▶ Recorded data
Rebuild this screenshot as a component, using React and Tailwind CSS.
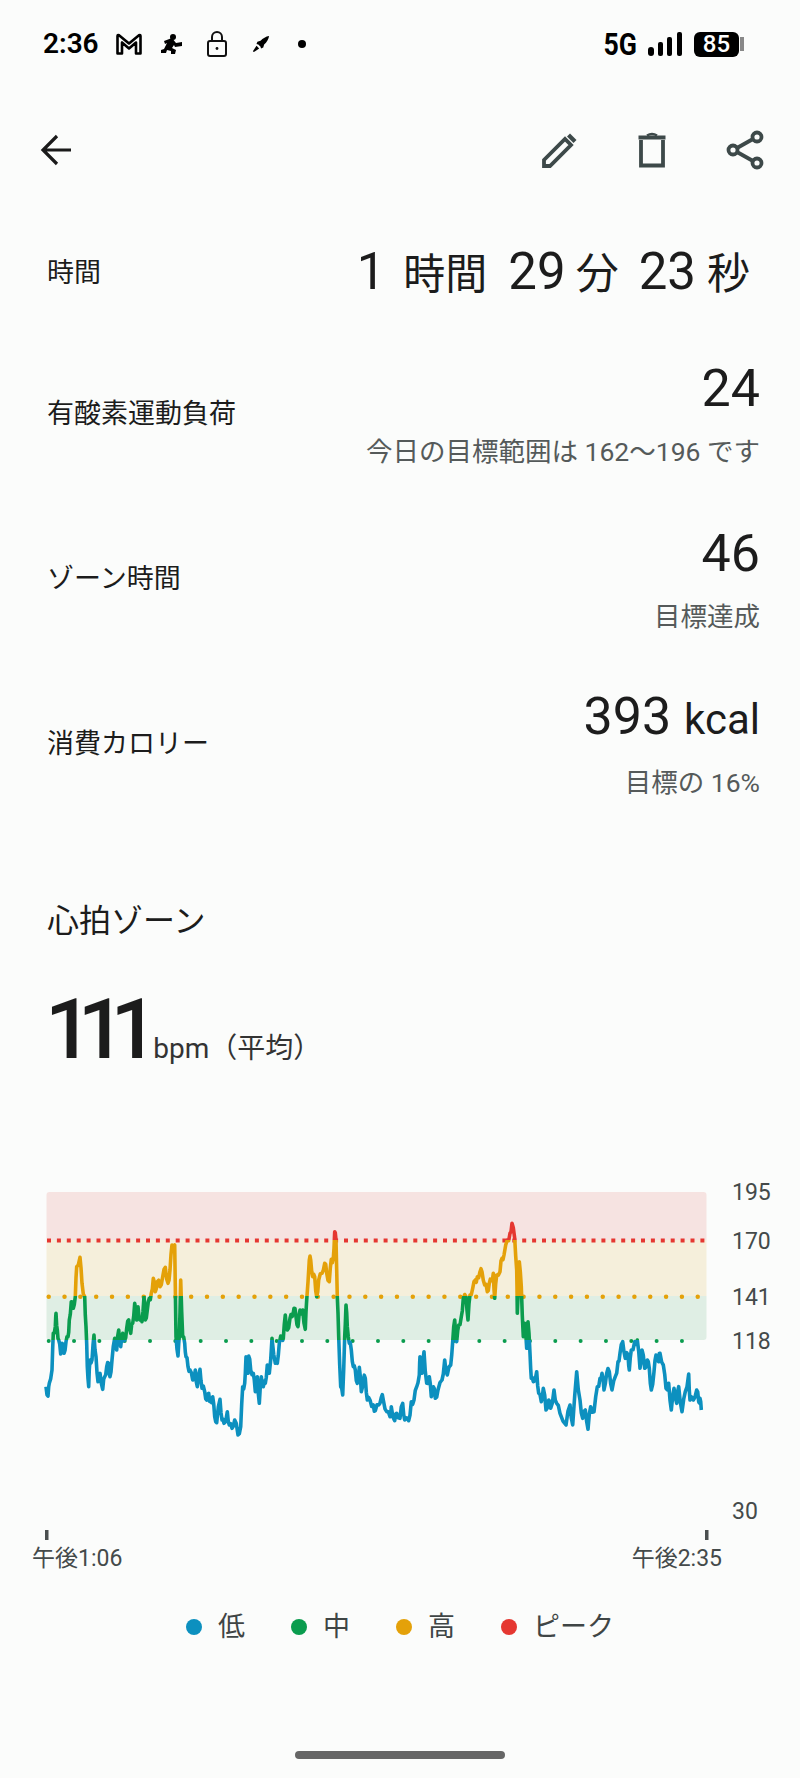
const font = '[font-family:Roboto,"Noto_Sans_CJK_JP",sans-serif]';

// traced from the screenshot, in crop coordinates (left crop: x = 30 + zx / 3, right crop: x = 400 + zx / 3, y = 1170 + zy / 3)
const leftTrace = [
  48,650, 54,678, 58,640, 66,600, 70,490, 76,470, 78,430, 82,480, 86,510, 92,552, 96,520, 102,550, 108,515, 114,500, 118,450,
  124,395, 130,415, 136,380, 140,290, 150,262, 156,340, 164,380, 168,470, 172,590, 176,650, 180,570, 186,570, 192,495, 198,560,
  204,635, 210,610, 218,658, 224,620, 230,590, 236,580, 240,620, 246,570, 254,505, 260,540, 266,480, 272,530, 278,490, 284,510,
  290,475, 296,450, 302,490, 308,460, 314,400, 320,450, 324,410, 330,450, 336,455, 342,380, 346,450, 352,420, 358,385, 364,370,
  370,325, 376,365, 382,335, 390,350, 398,320, 406,292, 414,340, 420,300, 426,225, 434,225, 438,500, 444,558, 448,500, 452,330,
  458,500, 464,520, 468,560, 474,590, 480,600, 488,630, 496,600, 502,650, 510,598, 516,655, 524,665, 530,690, 536,670, 542,695,
  548,680, 554,740, 560,758, 570,688, 576,750, 582,760, 592,725, 598,765, 606,775, 614,750, 624,795, 632,770, 638,650, 644,640,
  648,560, 654,610, 656,558, 662,600, 670,610, 676,665, 682,620, 688,700, 694,620, 700,650, 706,640, 712,585, 718,610, 726,505,
  736,580, 742,580, 748,520, 756,500, 760,505, 766,435, 772,480, 780,445, 786,440, 792,415, 798,440, 804,470, 810,420, 818,420,
  826,478, 830,390, 838,270, 842,270, 848,320, 854,320, 860,380, 866,330, 876,310, 884,280, 890,310, 898,335, 904,268, 910,265,
  914,185, 918,210, 922,380, 926,500, 932,650, 938,675, 944,500, 948,405, 952,470, 958,520, 964,540, 970,590, 976,600, 982,640,
  988,592, 994,665, 1000,630, 1006,625, 1012,690, 1020,690, 1030,705, 1036,722, 1046,705, 1054,682, 1060,690, 1070,725, 1080,740,
  1084,710, 1094,752, 1100,730,
];
const rightTrace = [
  0,745, 8,700, 14,750, 26,752, 34,695, 42,690, 50,650, 58,615, 60,560, 66,610, 72,545, 80,640, 88,620, 94,680, 100,650, 106,685,
  114,660, 126,630, 134,570, 142,615, 152,585, 158,515, 164,450, 170,515, 176,465, 184,440, 190,385, 198,380, 204,450, 210,375,
  218,355, 226,330, 232,320, 240,305, 246,305, 254,345, 262,365, 268,340, 274,330, 280,310, 284,385, 290,315, 300,305, 306,265,
  312,255, 322,210, 330,190, 336,160, 344,205, 350,300, 352,430, 358,275, 364,350, 370,500, 374,460, 380,535, 384,455, 390,550,
  394,625, 400,635, 410,605, 416,670, 424,695, 430,655, 438,720, 446,690, 452,715, 462,660, 470,700, 480,730, 498,765, 510,705,
  518,765, 530,605, 540,690, 548,745, 556,720, 564,778, 572,710, 582,725, 592,650, 600,625, 606,610, 612,660, 620,610, 628,605,
  636,660, 646,620, 654,575, 660,550, 668,515, 676,565, 684,555, 688,600, 694,540, 704,515, 712,510, 720,595, 726,540, 734,595,
  742,570, 748,595, 754,660, 762,605, 768,555, 776,575, 780,550, 790,585, 798,655, 806,640, 814,720, 822,655, 830,700, 836,650,
  846,725, 856,665, 866,612, 870,690, 880,690, 890,660, 896,695, 900,685, 904,720,
];

const toPoints = (trace, originX) => {
  const out = [];
  for (let i = 0; i < trace.length; i += 2) {
    out.push([originX + trace[i] / 3, 1170 + trace[i + 1] / 3]);
  }
  return out;
};

// the real line is noisier than the trace, so add a jittered point between each pair
const traced = [...toPoints(leftTrace, 30), ...toPoints(rightTrace, 400)];
const hrLine = traced
  .flatMap((p, i) => {
    const next = traced[i + 1];
    if (!next) return [p];
    const jitter = [3.5, -3, 2, -4, 3, -2.5, 4][i % 7];
    return [p, [(p[0] + next[0]) / 2, (p[1] + next[1]) / 2 + jitter]];
  })
  .map(([x, y]) => `${x.toFixed(1)},${y.toFixed(1)}`)
  .join(' ');

const zones = [
  { id: 'peak', color: '#e53731', y: 1170, h: 70 },
  { id: 'high', color: '#e4a109', y: 1240, h: 56 },
  { id: 'mid', color: '#0a9c4e', y: 1296, h: 44 },
  { id: 'low', color: '#0c90bf', y: 1340, h: 180 },
];

const axisLabels = [
  ['195', 1200],
  ['170', 1249],
  ['141', 1305],
  ['118', 1349],
  ['30', 1519],
];

const legend = [
  ['低', 'bg-[#0c90bf]', 'w-[59px]'],
  ['中', 'bg-[#0a9c4e]', 'w-[59px]'],
  ['高', 'bg-[#e4a109]', 'w-[59px]'],
  ['ピーク', 'bg-[#e53731]', 'w-[113px]'],
];

function StatusBar() {
  return (
    <div className="h-[88px] flex items-center justify-between pl-[43px] pr-[56px] text-black">
      <div className="flex items-center">
        <span className="w-[72px] text-[28px] leading-none font-semibold">2:36</span>
        <svg width="28" height="24" viewBox="0 0 28 24" fill="none" stroke="black" strokeWidth="2.6">
          <path d="M2.5 21.5V4.2Q2.5 2.5 4 3.2L14 11.5L24 3.2Q25.5 2.5 25.5 4.2V21.5H21V10.5L14 16.5L7 10.5V21.5Z" strokeLinejoin="round" />
        </svg>
        <svg className="ml-[18px]" width="22" height="22" viewBox="0 0 22 22" fill="black">
          <circle cx="12" cy="4" r="3" />
          <path d="M3 8L11 5L15 10L21 9L21 13L14 14L13 12L11 15L15 17L14 21H10L10 18L6 17L5 20L0 20L0 17L3 16L6 10L4 11Z" />
        </svg>
        <svg className="ml-[24px]" width="20" height="26" viewBox="0 0 20 26" fill="none" stroke="#111" strokeWidth="2">
          <rect x="1" y="10" width="18" height="15" rx="2" />
          <path d="M5 10V6a5 5 0 0 1 10 0V10" />
          <circle cx="10" cy="17.5" r="1.4" fill="#111" stroke="none" />
        </svg>
        <svg className="ml-[25px]" width="18" height="18" viewBox="0 0 20 20" fill="black">
          <path d="M19 1C15.500 1.500 12 3.500 9.500 6.500L6 7.500L5 10L7 10.500L9.500 13L10 15L12.500 14L13.500 10.500C16.500 8 18.500 4.500 19 1Z" />
          <path d="M5 12L8 15L2 19L1 18Z" />
        </svg>
        <span className="ml-[28px] w-[8px] h-[8px] rounded-full bg-black" />
      </div>
      <div className="flex items-center">
        <span className="text-[31px] leading-none font-bold scale-x-[0.86] origin-right">5G</span>
        <svg className="ml-[10px]" width="36" height="24" viewBox="0 0 36 24" fill="black">
          <rect x="1" y="15" width="6" height="9" rx="3" />
          <rect x="11" y="10" width="5" height="14" rx="2" />
          <rect x="20" y="5" width="5" height="19" rx="2" />
          <rect x="30" y="0" width="5" height="24" rx="2" />
        </svg>
        <div className="ml-[11px] w-[45px] h-[25px] bg-black rounded-[6px] text-white text-[24px] leading-[25px] font-medium text-center">85</div>
        <div className="ml-[1px] w-[4px] h-[14px] bg-[#888]" />
      </div>
    </div>
  );
}

function NavBar() {
  return (
    <div className="h-[124px] flex items-center justify-between pl-[40px] pr-[36px]">
      <svg width="32" height="32" viewBox="0 0 32 32" fill="none" stroke="#1a1a1a" strokeWidth="3.200">
        <path d="M31 16H3M17 2L3 16L17 30" />
      </svg>
      <div className="flex items-center">
        <svg width="36" height="36" viewBox="0 0 36 36" fill="none" stroke="#3d4949" strokeWidth="3.800">
          <path d="M2 34V28L23 7L29 13L8 34Z" strokeLinejoin="miter" />
          <path d="M28 1.500L34.500 8L31.500 11L25 4.500Z" fill="#3d4949" stroke="none" />
        </svg>
        <svg className="ml-[60px]" width="28" height="36" viewBox="0 0 28 36" fill="none" stroke="#3d4949" strokeWidth="3.800">
          <path d="M0.500 5.500H27.500" strokeWidth="4" />
          <path d="M9 3.500Q14 0.500 19 3.500" strokeWidth="2.500" />
          <path d="M3 8V33.500H25V8" />
        </svg>
        <svg className="ml-[60px]" width="38" height="40" viewBox="0 0 38 40" fill="none" stroke="#3d4949" strokeWidth="3.800">
          <circle cx="31" cy="7" r="4.500" />
          <circle cx="7" cy="20" r="4.500" />
          <circle cx="31" cy="33" r="4.500" />
          <path d="M11 18L27 9M11 22L27 31" />
        </svg>
      </div>
    </div>
  );
}

function StatRow({ label, value, sub, h }) {
  return (
    <div className={`flex items-center justify-between pl-[47px] pr-[40px] ${h}`}>
      <span className="text-[27px] leading-none text-[#1c1c1c]">{label}</span>
      <div className="flex flex-col items-end">
        <div className="text-[52px] leading-[56px] text-[#1c1c1c] whitespace-pre">{value}</div>
        {sub && <div className="mt-[18px] text-[26.500px] leading-[34px] text-[#555a5a] whitespace-pre">{sub}</div>}
      </div>
    </div>
  );
}

function DurationRow() {
  return (
    <div className="mt-[2px] flex items-center justify-between pl-[47px] pr-[50px] h-[118px]">
      <span className="text-[27px] leading-none text-[#1c1c1c]">時間</span>
      <div className="flex items-baseline text-[51px] leading-[56px] text-[#1c1c1c]">
        <span>1</span>
        <span className="ml-[18px] text-[42px]">時間</span>
        <span className="ml-[21px]">29</span>
        <span className="ml-[10px] text-[43px]">分</span>
        <span className="ml-[20px]">23</span>
        <span className="ml-[11px] text-[43px]">秒</span>
      </div>
    </div>
  );
}

function HeartChart() {
  return (
    <svg width="800" height="370" viewBox="0 1170 800 370" className="block">
      <defs>
        <clipPath id="bands">
          <rect x="46.500" y="1192" width="660" height="148" rx="3" />
        </clipPath>
        {zones.map((z) => (
          <clipPath id={z.id} key={z.id}>
            <rect x="0" y={z.y} width="800" height={z.h} />
          </clipPath>
        ))}
      </defs>
      <g clipPath="url(#bands)">
        <rect x="46" y="1192" width="662" height="48" fill="#f6e3e1" />
        <rect x="46" y="1240" width="662" height="56" fill="#f5efdb" />
        <rect x="46" y="1296" width="662" height="44" fill="#dfeee4" />
      </g>
      <line x1="47" x2="706" y1="1240.500" y2="1240.500" stroke="#e53731" strokeWidth="4" strokeDasharray="4 5.900" />
      <line x1="48.700" x2="706" y1="1296.700" y2="1296.700" stroke="#e4a109" strokeWidth="4.500" strokeDasharray="0 15.830" strokeLinecap="round" />
      <line x1="48.700" x2="706" y1="1341" y2="1341" stroke="#0a9c4e" strokeWidth="4" strokeDasharray="0 25.330" strokeLinecap="round" />
      {zones.map((z) => (
        <polyline
          key={z.id}
          points={hrLine}
          clipPath={`url(#${z.id})`}
          fill="none"
          stroke={z.color}
          strokeWidth="3.600"
          strokeLinejoin="round"
        />
      ))}
      <rect x="45" y="1530" width="3.500" height="10" fill="#4a4f4f" />
      <rect x="705" y="1530" width="3.500" height="10" fill="#4a4f4f" />
      {axisLabels.map(([t, y]) => (
        <text key={t} x="732" y={y} fontSize="23" fill="#444a4a">{t}</text>
      ))}
    </svg>
  );
}

export default function App() {
  return (
    <div className={`relative w-[800px] h-[1778px] overflow-hidden bg-[#fbfcfb] ${font}`}>
      <StatusBar />
      <NavBar />
      <DurationRow />
      <StatRow h="h-[165px]" label="有酸素運動負荷" value="24" sub="今日の目標範囲は 162〜196 です" />
      <StatRow h="h-[165px]" label="ゾーン時間" value="46" sub="目標達成" />
      <StatRow h="h-[165px]" label="消費カロリー" value={<>393 <span className="text-[42px]">kcal</span></>} sub="目標の 16%" />

      <div className="mt-[74px] pl-[47px] text-[32px] leading-[40px] text-[#1c1c1c]">心拍ゾーン</div>
      <div className="mt-[39px] pl-[45px] flex items-baseline text-[#1c1c1c]">
        <span className="text-[84px] leading-[100px] font-medium tracking-[-15px]">111</span>
        <span className="ml-[10px] text-[28px] text-[#333]">bpm（平均）</span>
      </div>

      <div className="mt-[90px]">
        <HeartChart />
      </div>

      <div className="mt-[2px] flex justify-between pl-[32px] pr-[78px] text-[23px] leading-[34px] text-[#444a4a]">
        <span>午後1:06</span>
        <span>午後2:35</span>
      </div>

      <div className="mt-[34px] flex justify-center gap-[46px] text-[27px] leading-[34px] text-[#3f4545]">
        {legend.map(([t, dot, w]) => (
          <div key={t} className={`flex items-center gap-[16px] ${w}`}>
            <span className={`w-[16px] h-[16px] shrink-0 rounded-full ${dot}`} />
            <span className="shrink-0">{t}</span>
          </div>
        ))}
      </div>

      <div className="mt-[107px] mx-auto w-[210px] h-[8px] rounded-full bg-[#666]" />
    </div>
  );
}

▶ Written request
Look through the material above and pick out each line holding the word "screenshot".

▶ Task answer
Rebuild this screenshot as a component, using React and Tailwind CSS.
// traced from the screenshot, in crop coordinates (left crop: x = 30 + zx / 3, right crop: x = 400 + zx / 3, y = 1170 + zy / 3)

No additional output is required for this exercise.